SET EXERCISE.
Write out the material again exactly, please, and omit the pictures.

ENTRIES.
▼▼▼

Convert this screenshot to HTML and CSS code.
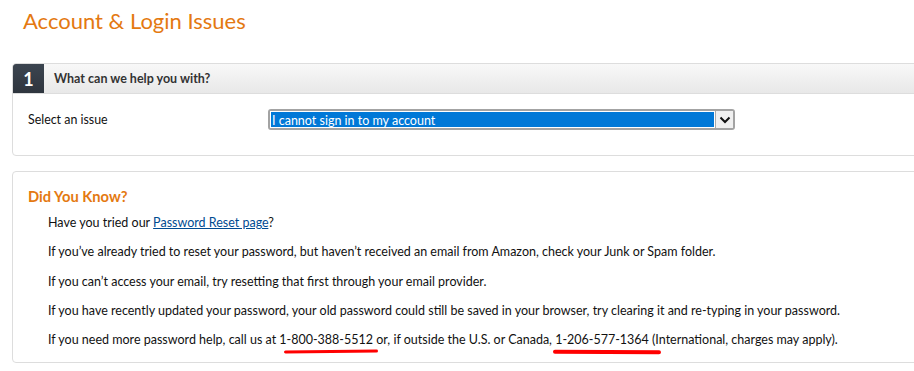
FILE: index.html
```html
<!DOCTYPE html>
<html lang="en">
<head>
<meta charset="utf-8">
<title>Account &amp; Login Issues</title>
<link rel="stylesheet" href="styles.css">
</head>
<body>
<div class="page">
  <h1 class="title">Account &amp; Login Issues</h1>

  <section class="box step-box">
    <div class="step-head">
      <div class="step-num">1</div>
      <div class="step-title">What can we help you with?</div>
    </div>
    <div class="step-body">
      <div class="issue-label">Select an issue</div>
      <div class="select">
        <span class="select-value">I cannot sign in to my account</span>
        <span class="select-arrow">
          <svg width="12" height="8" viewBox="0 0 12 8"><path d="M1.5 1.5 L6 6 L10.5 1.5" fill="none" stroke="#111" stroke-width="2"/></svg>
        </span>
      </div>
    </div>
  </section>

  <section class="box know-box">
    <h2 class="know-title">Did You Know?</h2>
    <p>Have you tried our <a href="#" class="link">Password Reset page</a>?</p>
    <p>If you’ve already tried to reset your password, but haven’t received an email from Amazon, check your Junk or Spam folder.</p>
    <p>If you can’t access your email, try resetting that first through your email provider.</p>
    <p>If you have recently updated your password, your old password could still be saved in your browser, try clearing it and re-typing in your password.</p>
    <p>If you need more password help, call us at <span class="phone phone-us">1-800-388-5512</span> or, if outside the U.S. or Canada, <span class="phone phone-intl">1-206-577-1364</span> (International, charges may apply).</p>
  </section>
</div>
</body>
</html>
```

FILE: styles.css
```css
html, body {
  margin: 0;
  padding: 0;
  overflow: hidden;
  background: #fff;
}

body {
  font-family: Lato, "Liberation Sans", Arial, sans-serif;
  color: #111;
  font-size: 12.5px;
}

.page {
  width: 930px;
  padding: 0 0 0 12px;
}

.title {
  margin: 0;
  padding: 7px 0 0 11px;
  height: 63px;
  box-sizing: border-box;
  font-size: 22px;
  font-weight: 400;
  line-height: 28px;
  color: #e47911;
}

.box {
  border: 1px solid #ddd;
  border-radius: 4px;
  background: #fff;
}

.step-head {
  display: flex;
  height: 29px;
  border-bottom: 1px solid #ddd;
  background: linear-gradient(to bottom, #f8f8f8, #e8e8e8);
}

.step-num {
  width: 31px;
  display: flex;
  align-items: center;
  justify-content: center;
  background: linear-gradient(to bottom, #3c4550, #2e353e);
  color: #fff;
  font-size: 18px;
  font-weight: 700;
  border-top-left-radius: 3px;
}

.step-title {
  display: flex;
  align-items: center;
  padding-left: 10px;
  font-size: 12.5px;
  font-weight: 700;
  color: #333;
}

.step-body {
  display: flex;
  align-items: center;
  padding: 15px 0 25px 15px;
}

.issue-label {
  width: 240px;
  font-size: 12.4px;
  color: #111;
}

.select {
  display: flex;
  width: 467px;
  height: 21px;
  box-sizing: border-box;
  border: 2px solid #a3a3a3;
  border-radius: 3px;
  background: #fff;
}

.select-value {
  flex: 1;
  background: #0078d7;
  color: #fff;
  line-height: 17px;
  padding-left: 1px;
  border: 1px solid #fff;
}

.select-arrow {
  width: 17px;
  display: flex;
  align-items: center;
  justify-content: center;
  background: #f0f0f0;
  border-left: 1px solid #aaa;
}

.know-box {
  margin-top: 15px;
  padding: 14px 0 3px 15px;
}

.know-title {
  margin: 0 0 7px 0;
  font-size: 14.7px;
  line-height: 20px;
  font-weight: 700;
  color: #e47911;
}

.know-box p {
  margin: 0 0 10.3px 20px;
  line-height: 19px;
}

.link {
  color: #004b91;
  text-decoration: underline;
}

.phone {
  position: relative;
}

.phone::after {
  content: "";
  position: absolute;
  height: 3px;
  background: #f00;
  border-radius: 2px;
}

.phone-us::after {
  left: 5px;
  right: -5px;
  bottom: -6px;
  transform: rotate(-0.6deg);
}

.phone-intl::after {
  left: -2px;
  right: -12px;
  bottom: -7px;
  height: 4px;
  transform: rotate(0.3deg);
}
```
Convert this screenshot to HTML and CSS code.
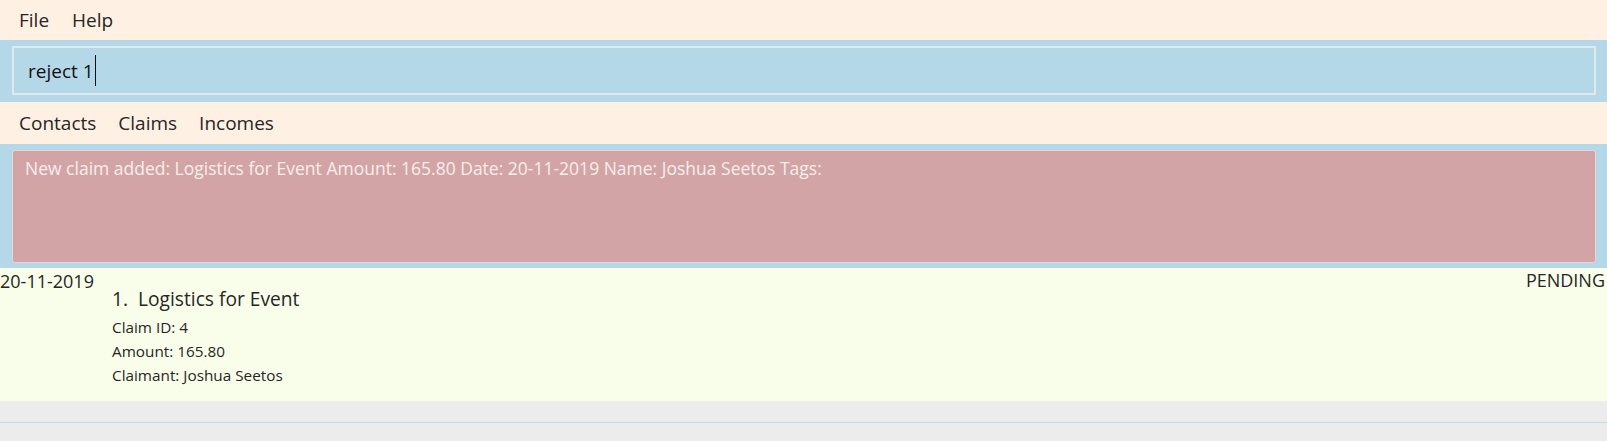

▲▲▲

SOLUTION TO THIS PROBLEM.
Convert this screenshot to HTML and CSS code.
FILE: index.html
```html
<!DOCTYPE html>
<html lang="en">
<head>
<meta charset="utf-8">
<title>Account &amp; Login Issues</title>
<link rel="stylesheet" href="styles.css">
</head>
<body>
<div class="page">
  <h1 class="title">Account &amp; Login Issues</h1>

  <section class="box step-box">
    <div class="step-head">
      <div class="step-num">1</div>
      <div class="step-title">What can we help you with?</div>
    </div>
    <div class="step-body">
      <div class="issue-label">Select an issue</div>
      <div class="select">
        <span class="select-value">I cannot sign in to my account</span>
        <span class="select-arrow">
          <svg width="12" height="8" viewBox="0 0 12 8"><path d="M1.5 1.5 L6 6 L10.5 1.5" fill="none" stroke="#111" stroke-width="2"/></svg>
        </span>
      </div>
    </div>
  </section>

  <section class="box know-box">
    <h2 class="know-title">Did You Know?</h2>
    <p>Have you tried our <a href="#" class="link">Password Reset page</a>?</p>
    <p>If you’ve already tried to reset your password, but haven’t received an email from Amazon, check your Junk or Spam folder.</p>
    <p>If you can’t access your email, try resetting that first through your email provider.</p>
    <p>If you have recently updated your password, your old password could still be saved in your browser, try clearing it and re-typing in your password.</p>
    <p>If you need more password help, call us at <span class="phone phone-us">1-800-388-5512</span> or, if outside the U.S. or Canada, <span class="phone phone-intl">1-206-577-1364</span> (International, charges may apply).</p>
  </section>
</div>
</body>
</html>
```

FILE: styles.css
```css
html, body {
  margin: 0;
  padding: 0;
  overflow: hidden;
  background: #fff;
}

body {
  font-family: Lato, "Liberation Sans", Arial, sans-serif;
  color: #111;
  font-size: 12.5px;
}

.page {
  width: 930px;
  padding: 0 0 0 12px;
}

.title {
  margin: 0;
  padding: 7px 0 0 11px;
  height: 63px;
  box-sizing: border-box;
  font-size: 22px;
  font-weight: 400;
  line-height: 28px;
  color: #e47911;
}

.box {
  border: 1px solid #ddd;
  border-radius: 4px;
  background: #fff;
}

.step-head {
  display: flex;
  height: 29px;
  border-bottom: 1px solid #ddd;
  background: linear-gradient(to bottom, #f8f8f8, #e8e8e8);
}

.step-num {
  width: 31px;
  display: flex;
  align-items: center;
  justify-content: center;
  background: linear-gradient(to bottom, #3c4550, #2e353e);
  color: #fff;
  font-size: 18px;
  font-weight: 700;
  border-top-left-radius: 3px;
}

.step-title {
  display: flex;
  align-items: center;
  padding-left: 10px;
  font-size: 12.5px;
  font-weight: 700;
  color: #333;
}

.step-body {
  display: flex;
  align-items: center;
  padding: 15px 0 25px 15px;
}

.issue-label {
  width: 240px;
  font-size: 12.4px;
  color: #111;
}

.select {
  display: flex;
  width: 467px;
  height: 21px;
  box-sizing: border-box;
  border: 2px solid #a3a3a3;
  border-radius: 3px;
  background: #fff;
}

.select-value {
  flex: 1;
  background: #0078d7;
  color: #fff;
  line-height: 17px;
  padding-left: 1px;
  border: 1px solid #fff;
}

.select-arrow {
  width: 17px;
  display: flex;
  align-items: center;
  justify-content: center;
  background: #f0f0f0;
  border-left: 1px solid #aaa;
}

.know-box {
  margin-top: 15px;
  padding: 14px 0 3px 15px;
}

.know-title {
  margin: 0 0 7px 0;
  font-size: 14.7px;
  line-height: 20px;
  font-weight: 700;
  color: #e47911;
}

.know-box p {
  margin: 0 0 10.3px 20px;
  line-height: 19px;
}

.link {
  color: #004b91;
  text-decoration: underline;
}

.phone {
  position: relative;
}

.phone::after {
  content: "";
  position: absolute;
  height: 3px;
  background: #f00;
  border-radius: 2px;
}

.phone-us::after {
  left: 5px;
  right: -5px;
  bottom: -6px;
  transform: rotate(-0.6deg);
}

.phone-intl::after {
  left: -2px;
  right: -12px;
  bottom: -7px;
  height: 4px;
  transform: rotate(0.3deg);
}
```
Convert this screenshot to HTML and CSS code.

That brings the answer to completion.